* YOUR TASK:
Identify the lines bearing the string "components" and gather them.

* DATASET CONTENT:
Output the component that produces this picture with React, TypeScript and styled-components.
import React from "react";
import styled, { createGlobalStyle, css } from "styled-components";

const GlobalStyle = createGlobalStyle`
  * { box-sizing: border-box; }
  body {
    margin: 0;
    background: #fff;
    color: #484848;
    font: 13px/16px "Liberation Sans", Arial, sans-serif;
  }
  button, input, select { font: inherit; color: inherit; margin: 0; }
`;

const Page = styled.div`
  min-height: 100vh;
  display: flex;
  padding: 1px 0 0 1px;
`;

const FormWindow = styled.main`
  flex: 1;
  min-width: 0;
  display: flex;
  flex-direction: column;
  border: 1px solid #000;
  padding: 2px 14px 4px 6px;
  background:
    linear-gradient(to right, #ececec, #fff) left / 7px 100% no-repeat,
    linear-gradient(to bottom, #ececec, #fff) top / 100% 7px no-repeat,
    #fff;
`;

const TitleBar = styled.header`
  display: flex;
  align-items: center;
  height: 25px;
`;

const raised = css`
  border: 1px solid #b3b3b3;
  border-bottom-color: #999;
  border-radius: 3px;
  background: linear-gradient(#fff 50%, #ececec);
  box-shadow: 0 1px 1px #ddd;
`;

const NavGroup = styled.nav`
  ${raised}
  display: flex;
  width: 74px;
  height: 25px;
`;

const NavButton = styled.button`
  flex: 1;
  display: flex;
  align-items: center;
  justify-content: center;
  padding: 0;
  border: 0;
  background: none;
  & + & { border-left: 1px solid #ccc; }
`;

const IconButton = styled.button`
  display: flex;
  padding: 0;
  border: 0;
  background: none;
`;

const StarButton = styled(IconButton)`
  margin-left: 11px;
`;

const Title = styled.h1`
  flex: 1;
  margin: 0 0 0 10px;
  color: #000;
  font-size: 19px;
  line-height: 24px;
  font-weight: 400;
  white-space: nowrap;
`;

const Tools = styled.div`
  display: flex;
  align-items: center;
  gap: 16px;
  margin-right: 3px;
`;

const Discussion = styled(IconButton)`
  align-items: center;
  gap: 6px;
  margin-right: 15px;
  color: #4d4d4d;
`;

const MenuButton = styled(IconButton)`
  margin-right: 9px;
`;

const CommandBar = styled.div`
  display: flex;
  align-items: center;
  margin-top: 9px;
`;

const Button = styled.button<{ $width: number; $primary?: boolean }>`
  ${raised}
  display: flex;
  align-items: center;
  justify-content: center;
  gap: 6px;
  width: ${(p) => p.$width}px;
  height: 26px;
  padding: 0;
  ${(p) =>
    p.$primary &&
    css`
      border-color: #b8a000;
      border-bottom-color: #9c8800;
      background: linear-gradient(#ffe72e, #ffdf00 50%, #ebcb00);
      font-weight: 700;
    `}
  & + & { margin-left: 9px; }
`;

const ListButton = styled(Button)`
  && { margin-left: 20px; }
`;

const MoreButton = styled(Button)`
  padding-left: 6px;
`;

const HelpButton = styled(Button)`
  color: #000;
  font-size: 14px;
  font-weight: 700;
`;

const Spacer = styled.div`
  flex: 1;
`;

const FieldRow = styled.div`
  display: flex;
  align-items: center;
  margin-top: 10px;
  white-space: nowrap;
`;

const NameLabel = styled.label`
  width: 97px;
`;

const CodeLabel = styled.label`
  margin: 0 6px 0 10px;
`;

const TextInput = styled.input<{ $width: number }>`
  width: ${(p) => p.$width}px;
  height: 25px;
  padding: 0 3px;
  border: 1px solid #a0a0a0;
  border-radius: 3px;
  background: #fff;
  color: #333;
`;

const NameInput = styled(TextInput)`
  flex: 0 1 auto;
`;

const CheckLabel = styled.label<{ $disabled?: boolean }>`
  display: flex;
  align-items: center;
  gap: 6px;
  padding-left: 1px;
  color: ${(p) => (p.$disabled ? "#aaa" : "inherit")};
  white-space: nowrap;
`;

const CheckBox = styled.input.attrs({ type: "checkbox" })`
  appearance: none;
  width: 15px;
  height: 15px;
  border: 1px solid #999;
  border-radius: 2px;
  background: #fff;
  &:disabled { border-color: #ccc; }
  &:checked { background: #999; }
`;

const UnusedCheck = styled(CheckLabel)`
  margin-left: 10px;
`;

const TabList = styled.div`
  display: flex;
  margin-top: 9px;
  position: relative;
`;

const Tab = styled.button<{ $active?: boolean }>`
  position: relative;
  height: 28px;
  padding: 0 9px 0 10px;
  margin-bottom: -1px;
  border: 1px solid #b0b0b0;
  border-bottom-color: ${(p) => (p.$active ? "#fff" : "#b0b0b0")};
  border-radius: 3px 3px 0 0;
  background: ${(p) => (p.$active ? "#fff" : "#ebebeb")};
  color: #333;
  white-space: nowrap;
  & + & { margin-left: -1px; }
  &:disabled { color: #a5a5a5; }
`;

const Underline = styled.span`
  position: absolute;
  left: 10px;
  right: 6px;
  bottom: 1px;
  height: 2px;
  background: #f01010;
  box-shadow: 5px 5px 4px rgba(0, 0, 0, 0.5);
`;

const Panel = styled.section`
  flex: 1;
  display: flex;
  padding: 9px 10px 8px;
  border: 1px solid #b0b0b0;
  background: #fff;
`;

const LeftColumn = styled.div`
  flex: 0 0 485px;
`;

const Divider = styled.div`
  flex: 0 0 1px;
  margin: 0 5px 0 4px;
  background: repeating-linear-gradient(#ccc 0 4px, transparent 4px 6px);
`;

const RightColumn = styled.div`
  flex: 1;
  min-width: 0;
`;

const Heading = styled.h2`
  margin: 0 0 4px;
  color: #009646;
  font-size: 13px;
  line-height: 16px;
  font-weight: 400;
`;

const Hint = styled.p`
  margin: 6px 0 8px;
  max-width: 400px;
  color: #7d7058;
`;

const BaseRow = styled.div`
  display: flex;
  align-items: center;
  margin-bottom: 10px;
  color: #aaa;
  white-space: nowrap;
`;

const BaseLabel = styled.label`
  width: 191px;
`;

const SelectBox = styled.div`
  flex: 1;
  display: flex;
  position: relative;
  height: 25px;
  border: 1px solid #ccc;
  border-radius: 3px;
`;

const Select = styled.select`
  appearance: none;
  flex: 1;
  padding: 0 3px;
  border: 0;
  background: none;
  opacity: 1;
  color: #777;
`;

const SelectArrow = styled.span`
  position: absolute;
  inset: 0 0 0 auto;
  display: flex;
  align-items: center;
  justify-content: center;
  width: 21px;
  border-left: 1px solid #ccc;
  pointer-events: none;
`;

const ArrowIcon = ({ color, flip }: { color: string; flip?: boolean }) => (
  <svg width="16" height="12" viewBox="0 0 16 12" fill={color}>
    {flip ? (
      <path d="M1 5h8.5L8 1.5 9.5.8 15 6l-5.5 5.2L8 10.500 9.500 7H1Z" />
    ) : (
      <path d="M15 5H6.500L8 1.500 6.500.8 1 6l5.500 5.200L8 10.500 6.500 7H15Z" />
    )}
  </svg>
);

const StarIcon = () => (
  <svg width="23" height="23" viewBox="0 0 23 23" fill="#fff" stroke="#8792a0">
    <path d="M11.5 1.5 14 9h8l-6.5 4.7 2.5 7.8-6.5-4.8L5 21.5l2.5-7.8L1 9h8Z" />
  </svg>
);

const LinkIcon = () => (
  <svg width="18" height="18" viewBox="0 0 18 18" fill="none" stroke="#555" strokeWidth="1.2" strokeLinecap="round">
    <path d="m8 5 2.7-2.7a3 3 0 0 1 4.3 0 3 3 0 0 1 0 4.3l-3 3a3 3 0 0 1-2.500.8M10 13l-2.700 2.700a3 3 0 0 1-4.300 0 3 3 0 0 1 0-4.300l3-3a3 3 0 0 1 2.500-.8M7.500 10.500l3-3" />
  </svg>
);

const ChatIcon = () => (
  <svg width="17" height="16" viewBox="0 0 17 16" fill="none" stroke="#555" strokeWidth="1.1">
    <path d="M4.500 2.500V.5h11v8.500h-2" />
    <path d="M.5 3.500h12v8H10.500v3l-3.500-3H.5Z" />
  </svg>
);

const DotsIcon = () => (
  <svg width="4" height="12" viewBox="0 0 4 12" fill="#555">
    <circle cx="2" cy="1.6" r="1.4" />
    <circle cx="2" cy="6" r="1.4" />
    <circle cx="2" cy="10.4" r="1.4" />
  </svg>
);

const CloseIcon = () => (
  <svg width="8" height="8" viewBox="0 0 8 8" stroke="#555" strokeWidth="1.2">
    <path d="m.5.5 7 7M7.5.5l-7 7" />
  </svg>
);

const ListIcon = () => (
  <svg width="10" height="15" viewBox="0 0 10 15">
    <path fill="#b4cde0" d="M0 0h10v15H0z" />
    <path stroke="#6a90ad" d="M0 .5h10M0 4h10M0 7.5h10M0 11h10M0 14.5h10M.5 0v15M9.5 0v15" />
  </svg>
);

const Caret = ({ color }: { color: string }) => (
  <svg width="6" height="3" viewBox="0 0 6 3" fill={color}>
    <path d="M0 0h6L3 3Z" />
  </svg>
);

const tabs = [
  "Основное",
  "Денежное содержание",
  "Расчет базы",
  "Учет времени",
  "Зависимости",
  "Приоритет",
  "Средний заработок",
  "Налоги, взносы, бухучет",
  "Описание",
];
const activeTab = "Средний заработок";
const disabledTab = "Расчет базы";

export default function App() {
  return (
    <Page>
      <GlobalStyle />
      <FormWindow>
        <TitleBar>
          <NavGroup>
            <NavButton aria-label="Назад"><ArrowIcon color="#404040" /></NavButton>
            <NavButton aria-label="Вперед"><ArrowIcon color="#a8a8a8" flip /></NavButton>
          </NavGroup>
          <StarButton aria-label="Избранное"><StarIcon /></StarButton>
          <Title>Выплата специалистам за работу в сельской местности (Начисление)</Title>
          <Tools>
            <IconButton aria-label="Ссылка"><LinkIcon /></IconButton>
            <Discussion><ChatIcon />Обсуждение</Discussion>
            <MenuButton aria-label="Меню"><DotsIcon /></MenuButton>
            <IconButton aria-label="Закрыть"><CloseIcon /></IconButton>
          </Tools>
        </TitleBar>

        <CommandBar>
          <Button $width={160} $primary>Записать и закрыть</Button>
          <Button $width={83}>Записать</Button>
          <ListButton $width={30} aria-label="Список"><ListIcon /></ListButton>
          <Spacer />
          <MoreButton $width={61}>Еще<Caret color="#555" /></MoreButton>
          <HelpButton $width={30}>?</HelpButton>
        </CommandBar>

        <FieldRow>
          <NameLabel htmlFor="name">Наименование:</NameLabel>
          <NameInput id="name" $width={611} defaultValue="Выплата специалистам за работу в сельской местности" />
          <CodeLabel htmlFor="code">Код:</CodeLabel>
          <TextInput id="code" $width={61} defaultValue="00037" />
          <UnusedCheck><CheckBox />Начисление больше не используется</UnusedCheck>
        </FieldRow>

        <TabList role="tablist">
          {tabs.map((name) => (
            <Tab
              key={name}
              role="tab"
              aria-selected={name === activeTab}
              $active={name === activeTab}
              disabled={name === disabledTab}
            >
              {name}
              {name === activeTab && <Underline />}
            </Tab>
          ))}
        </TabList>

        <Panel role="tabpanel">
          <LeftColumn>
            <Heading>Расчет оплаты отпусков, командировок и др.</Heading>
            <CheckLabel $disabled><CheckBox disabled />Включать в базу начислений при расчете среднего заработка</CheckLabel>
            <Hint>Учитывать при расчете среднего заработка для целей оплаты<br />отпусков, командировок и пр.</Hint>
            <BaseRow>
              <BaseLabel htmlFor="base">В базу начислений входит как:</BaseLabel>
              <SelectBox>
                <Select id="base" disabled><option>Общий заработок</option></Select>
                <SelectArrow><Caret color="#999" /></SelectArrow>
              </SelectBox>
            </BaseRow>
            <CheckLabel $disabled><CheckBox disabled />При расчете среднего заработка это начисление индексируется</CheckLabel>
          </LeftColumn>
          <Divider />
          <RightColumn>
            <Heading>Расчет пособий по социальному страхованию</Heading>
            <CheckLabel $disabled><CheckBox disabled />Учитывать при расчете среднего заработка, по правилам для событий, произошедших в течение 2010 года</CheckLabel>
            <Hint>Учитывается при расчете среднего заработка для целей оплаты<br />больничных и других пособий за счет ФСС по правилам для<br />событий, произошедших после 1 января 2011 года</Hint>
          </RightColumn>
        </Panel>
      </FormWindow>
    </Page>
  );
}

* REPLY TO THE TASK:
Output the component that produces this picture with React, TypeScript and styled-components.
import styled, { createGlobalStyle, css } from "styled-components";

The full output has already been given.